The crowd for Donald Trump's inauguration appears to be far smaller than the throngs of people who arrived for Barack Obama's first swearing in eight years ago, but plenty of the incoming president's supporters did show up. How about that group of motorcyclists who want to Make America Great Again? What are the "Bikers for Trump" doing on Inauguration Day?

The group's founder, Chris Cox, told Fox News days before the inauguration that Bikers for Trump would be coming to the event, and Trump himself later confirmed this on Twitter. Cox said that the Bikers would, if necessary, form a "wall of meat" to protect the crowd from any violent anti-Trump protesters who might hypothetically be there.

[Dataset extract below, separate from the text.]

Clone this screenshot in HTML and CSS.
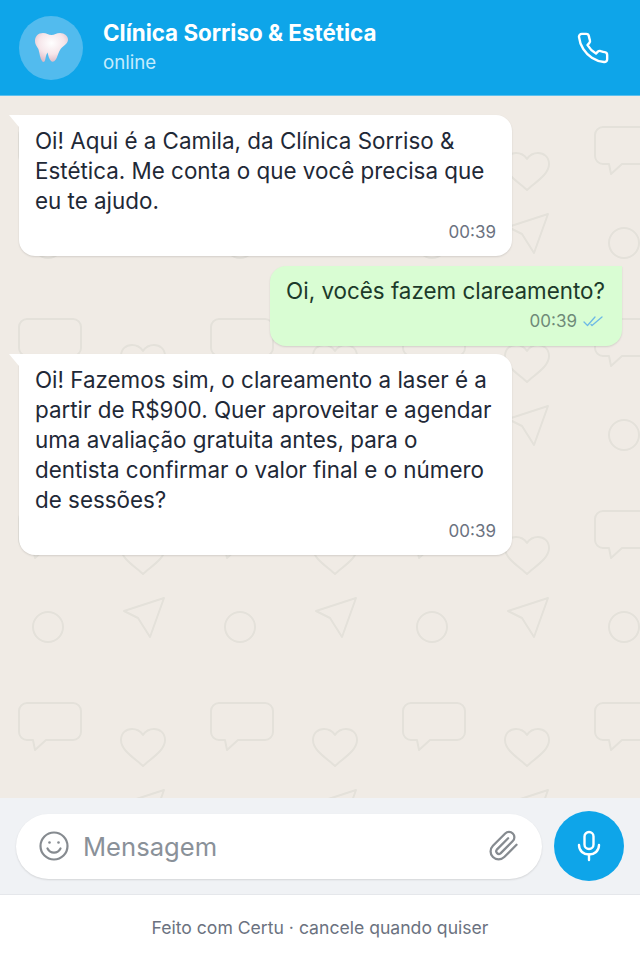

Cox said he expected as many as 5,000 members of his group to show up, while one Biker for Trump predicted a 30,000-strong showing. A photograph circulating social media earlier in the day purported to show an endless stream of motorcycles streaming down the freeway en route to the inauguration; however, that picture turned out to have been from 2013, four years before Trump's inauguration.

Ultimately, the Bikers did show up, though not in nearly as large numbers as the group predicted: Voice of America pegged the number of Bikers for Trump at 200.

There were reports that some Bikers got into a brief physical altercation members Disrupt J20, an anti-Trump protest group, near one of the inauguration's security checkpoints. It appeared to be only a brief scuffle, however, and there were no reports of major injuries.

The Bikers for Trump showed up to the inauguration, all right. There just weren't nearly as many of them as the group may have anticipated.